## [Given exercise]
Search the material for the string "components" and copy each line where it occurs.

## [Input for this task]
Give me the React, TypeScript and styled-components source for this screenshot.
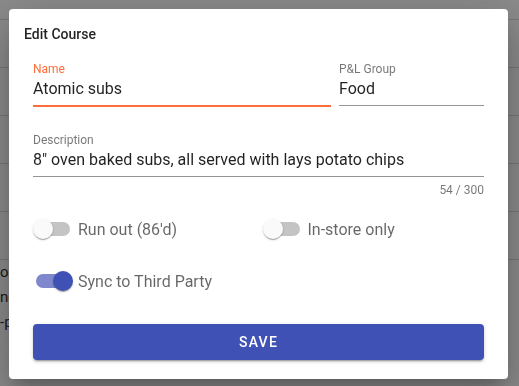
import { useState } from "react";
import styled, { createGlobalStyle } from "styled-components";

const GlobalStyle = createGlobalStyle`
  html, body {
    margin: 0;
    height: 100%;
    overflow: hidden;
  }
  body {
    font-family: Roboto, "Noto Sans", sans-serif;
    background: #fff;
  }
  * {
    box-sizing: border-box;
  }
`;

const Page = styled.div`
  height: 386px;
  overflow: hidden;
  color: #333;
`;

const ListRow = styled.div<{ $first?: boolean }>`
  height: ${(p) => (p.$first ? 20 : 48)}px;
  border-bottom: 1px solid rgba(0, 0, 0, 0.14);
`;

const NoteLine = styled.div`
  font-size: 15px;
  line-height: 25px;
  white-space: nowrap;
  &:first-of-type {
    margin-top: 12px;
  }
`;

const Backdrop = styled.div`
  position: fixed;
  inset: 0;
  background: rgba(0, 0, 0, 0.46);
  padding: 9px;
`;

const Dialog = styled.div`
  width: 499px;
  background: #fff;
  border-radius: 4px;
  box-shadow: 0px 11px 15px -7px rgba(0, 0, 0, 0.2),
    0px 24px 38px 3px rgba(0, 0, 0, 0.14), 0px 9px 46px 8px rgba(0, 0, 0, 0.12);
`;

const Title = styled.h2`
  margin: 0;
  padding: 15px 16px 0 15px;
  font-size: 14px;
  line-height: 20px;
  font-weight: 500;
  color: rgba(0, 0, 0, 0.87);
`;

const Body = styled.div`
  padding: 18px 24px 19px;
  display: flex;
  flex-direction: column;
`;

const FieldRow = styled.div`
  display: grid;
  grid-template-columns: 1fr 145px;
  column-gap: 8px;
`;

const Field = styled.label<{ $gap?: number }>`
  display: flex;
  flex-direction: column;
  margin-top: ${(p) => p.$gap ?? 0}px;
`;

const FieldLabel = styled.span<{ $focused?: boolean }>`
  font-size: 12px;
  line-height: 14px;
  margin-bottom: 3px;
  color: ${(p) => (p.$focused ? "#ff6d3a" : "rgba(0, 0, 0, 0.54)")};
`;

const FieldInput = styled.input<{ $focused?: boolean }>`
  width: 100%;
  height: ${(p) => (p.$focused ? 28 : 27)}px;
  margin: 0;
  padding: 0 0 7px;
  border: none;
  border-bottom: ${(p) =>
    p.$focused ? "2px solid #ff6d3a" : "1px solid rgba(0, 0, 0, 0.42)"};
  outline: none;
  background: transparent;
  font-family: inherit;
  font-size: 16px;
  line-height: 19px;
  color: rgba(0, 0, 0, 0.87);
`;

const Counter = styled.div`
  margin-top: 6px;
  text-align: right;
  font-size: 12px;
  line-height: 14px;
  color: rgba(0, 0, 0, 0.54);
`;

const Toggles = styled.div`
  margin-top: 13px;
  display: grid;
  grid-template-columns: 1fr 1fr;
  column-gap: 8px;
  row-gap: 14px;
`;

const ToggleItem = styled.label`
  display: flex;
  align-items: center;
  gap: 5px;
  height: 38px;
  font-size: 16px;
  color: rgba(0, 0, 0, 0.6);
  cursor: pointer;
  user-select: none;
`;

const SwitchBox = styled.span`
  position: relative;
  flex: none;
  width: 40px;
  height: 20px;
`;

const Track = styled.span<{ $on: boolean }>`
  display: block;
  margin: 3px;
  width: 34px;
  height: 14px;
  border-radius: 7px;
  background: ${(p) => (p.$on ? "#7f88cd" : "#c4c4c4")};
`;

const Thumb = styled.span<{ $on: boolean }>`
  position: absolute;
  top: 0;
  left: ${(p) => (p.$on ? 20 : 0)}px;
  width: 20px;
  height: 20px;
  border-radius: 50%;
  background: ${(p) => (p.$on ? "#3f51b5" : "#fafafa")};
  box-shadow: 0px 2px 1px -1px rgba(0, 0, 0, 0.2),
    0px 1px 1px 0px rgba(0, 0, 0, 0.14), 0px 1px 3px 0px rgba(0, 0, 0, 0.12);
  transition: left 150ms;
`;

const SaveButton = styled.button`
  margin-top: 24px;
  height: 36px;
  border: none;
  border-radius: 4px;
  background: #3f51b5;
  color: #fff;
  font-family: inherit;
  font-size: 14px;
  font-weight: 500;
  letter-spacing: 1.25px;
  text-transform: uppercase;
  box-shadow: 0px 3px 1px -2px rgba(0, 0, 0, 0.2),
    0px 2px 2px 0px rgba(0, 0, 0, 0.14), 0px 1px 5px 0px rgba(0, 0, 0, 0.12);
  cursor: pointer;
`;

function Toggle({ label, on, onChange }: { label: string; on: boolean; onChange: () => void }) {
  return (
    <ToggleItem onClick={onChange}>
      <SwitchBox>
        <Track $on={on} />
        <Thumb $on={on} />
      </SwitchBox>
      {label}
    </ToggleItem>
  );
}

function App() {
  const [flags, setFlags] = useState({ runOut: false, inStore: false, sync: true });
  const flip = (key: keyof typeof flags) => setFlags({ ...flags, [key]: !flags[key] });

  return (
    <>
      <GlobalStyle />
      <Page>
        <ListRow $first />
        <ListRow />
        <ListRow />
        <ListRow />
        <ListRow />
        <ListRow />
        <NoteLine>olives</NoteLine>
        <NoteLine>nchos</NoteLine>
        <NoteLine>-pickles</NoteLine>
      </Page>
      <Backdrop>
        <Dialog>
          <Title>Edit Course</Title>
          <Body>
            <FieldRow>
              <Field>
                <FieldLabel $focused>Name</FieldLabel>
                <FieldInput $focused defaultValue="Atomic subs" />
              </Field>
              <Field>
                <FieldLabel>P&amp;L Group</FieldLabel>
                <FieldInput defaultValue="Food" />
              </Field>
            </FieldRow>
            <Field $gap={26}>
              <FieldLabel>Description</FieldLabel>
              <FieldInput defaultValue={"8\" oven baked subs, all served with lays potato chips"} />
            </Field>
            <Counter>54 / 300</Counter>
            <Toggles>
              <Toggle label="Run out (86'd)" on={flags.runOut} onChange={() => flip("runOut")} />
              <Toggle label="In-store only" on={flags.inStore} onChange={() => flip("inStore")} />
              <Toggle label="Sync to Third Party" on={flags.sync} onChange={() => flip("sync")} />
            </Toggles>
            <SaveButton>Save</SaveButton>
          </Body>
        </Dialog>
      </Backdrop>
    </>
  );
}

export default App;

---

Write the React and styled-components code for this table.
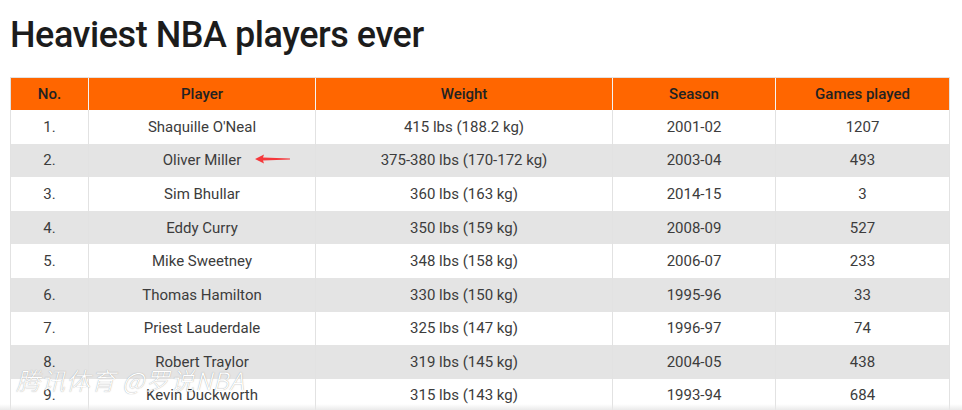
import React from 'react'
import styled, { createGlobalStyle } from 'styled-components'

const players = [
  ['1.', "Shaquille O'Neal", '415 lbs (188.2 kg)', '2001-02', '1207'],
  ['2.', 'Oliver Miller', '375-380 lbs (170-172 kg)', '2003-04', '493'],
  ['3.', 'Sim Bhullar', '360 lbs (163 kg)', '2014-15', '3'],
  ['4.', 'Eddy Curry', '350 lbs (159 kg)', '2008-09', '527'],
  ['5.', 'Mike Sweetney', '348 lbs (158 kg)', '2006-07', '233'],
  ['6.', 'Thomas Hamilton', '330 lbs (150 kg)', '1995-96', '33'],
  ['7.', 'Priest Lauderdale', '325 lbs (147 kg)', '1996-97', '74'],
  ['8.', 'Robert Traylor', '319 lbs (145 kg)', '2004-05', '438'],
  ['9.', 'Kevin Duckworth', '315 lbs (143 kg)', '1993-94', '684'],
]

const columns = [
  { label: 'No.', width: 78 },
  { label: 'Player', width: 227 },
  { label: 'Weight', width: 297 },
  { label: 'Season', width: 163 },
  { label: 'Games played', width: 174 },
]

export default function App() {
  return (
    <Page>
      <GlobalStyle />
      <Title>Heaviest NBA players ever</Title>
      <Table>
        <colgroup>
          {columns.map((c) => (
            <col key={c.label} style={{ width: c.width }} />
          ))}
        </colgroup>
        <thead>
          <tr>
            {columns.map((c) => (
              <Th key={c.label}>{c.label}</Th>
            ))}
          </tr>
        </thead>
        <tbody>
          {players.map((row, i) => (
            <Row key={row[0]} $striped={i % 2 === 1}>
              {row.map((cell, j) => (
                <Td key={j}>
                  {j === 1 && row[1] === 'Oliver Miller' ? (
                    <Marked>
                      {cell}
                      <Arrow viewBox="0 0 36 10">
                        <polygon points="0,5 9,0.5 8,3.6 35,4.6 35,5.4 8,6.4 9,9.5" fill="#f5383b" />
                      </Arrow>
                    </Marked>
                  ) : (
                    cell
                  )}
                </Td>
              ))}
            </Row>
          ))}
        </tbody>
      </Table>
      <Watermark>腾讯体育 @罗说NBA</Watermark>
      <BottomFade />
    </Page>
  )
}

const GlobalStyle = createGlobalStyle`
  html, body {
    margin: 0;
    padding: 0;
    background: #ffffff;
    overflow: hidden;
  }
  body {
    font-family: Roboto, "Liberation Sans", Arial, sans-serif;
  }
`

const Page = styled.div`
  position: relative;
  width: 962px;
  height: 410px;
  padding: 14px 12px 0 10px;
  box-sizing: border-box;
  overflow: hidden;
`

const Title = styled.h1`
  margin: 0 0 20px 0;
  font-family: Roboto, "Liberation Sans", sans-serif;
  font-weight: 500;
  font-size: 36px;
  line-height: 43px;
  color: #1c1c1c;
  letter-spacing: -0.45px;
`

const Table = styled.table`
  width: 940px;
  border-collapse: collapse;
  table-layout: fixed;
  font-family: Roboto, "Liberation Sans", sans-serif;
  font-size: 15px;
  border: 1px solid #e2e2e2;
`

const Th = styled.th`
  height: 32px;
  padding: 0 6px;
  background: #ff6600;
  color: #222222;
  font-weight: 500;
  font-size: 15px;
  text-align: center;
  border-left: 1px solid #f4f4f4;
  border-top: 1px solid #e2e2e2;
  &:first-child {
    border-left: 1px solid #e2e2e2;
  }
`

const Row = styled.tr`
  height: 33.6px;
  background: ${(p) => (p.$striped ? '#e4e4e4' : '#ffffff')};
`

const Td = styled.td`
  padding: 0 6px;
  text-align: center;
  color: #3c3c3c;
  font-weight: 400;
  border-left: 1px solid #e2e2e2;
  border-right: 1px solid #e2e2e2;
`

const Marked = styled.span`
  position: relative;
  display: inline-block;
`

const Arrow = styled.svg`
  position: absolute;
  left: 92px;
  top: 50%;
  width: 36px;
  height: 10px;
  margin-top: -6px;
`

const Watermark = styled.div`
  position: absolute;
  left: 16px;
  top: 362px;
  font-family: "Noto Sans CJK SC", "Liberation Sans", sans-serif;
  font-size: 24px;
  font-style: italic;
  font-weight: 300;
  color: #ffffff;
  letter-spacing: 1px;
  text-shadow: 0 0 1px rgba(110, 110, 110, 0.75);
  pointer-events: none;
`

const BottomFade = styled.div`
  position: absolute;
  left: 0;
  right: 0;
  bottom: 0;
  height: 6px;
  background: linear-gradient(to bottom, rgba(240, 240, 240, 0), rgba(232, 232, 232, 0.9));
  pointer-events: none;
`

--

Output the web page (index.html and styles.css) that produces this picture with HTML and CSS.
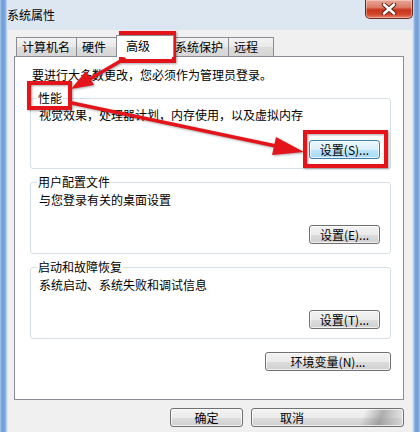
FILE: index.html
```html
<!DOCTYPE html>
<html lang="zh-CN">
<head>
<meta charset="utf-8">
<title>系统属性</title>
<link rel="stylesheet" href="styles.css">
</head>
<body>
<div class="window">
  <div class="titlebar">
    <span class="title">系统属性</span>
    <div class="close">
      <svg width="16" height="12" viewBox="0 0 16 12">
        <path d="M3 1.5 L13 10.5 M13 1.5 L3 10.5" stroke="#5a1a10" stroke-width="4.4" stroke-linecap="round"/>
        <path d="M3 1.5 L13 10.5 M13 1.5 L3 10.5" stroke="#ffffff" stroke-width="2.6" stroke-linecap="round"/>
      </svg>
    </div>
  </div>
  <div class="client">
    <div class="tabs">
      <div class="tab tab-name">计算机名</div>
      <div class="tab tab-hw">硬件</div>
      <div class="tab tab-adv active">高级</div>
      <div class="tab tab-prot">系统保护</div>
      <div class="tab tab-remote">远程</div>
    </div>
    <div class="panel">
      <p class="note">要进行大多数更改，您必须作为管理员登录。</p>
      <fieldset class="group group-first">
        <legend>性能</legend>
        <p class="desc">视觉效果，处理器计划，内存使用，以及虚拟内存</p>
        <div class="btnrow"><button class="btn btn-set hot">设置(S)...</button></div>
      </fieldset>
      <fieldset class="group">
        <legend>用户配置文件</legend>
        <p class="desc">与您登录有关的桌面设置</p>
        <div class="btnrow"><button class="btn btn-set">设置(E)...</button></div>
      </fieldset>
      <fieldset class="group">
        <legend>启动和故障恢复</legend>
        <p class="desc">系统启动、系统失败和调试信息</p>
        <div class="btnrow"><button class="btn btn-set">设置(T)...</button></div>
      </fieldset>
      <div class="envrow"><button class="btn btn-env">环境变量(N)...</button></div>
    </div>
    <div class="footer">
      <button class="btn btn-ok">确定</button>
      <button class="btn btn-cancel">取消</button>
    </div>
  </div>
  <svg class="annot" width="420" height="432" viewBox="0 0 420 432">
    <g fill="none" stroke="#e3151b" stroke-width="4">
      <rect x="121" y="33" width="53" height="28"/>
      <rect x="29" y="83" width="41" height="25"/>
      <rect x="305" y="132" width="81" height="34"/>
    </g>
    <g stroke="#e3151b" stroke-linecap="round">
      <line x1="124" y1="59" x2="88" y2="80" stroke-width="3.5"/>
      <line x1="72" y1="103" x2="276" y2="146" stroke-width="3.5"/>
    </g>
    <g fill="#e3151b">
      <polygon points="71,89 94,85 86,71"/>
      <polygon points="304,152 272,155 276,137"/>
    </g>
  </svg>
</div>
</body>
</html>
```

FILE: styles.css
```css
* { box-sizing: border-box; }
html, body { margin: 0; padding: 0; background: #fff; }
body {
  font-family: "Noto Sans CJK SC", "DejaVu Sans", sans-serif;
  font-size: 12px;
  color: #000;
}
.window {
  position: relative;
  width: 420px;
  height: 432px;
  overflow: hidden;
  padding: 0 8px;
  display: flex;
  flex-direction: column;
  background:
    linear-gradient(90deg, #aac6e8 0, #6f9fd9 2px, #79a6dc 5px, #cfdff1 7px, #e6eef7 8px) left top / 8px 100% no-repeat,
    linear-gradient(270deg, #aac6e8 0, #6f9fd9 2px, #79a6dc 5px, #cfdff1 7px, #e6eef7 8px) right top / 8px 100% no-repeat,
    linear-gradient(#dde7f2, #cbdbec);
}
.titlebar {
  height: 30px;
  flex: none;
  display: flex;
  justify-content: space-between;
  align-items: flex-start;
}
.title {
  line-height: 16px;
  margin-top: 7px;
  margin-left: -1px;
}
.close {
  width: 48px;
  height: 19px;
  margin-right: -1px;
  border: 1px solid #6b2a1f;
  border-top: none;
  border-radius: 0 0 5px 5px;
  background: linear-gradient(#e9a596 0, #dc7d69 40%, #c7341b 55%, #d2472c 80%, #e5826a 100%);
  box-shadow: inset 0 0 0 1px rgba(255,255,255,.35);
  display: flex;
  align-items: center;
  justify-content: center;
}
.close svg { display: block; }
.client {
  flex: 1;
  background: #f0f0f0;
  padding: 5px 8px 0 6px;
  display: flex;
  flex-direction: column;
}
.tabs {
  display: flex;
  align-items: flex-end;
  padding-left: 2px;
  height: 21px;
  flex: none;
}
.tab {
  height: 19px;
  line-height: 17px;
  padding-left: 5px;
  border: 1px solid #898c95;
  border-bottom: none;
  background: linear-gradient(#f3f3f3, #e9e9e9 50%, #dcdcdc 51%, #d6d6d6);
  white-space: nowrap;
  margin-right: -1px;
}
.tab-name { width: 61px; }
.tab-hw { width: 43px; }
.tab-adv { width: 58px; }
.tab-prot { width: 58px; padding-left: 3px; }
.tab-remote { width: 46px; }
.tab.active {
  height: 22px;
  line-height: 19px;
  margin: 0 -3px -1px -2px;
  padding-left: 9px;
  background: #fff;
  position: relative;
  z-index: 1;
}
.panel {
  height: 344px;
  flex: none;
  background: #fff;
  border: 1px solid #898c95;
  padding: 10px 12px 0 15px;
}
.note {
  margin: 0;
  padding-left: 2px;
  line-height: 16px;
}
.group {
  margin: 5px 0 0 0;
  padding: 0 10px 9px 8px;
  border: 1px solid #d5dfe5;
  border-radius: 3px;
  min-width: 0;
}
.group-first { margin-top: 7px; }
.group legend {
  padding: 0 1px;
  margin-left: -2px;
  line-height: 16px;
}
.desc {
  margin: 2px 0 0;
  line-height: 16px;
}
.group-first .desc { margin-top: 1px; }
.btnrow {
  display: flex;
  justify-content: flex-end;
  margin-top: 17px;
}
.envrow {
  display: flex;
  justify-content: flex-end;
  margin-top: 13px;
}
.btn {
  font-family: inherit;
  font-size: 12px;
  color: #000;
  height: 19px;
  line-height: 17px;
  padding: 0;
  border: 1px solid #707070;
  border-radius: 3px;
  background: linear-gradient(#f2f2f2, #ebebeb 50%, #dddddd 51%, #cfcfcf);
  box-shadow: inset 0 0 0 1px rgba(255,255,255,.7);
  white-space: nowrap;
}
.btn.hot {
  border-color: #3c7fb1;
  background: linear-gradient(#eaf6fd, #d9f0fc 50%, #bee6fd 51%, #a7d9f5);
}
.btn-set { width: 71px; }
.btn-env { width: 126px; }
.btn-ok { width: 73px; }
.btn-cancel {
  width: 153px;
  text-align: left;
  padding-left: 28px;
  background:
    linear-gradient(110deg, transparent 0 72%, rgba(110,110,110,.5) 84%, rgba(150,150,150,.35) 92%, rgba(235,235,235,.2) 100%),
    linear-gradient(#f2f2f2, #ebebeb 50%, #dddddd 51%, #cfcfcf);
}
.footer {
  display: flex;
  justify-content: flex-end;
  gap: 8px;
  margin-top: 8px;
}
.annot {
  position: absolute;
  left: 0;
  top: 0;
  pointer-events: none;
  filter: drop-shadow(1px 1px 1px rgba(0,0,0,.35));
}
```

## [Task response]
Give me the React, TypeScript and styled-components source for this screenshot.
import styled, { createGlobalStyle } from "styled-components";
Write the React and styled-components code for this table.
import styled, { createGlobalStyle } from 'styled-components'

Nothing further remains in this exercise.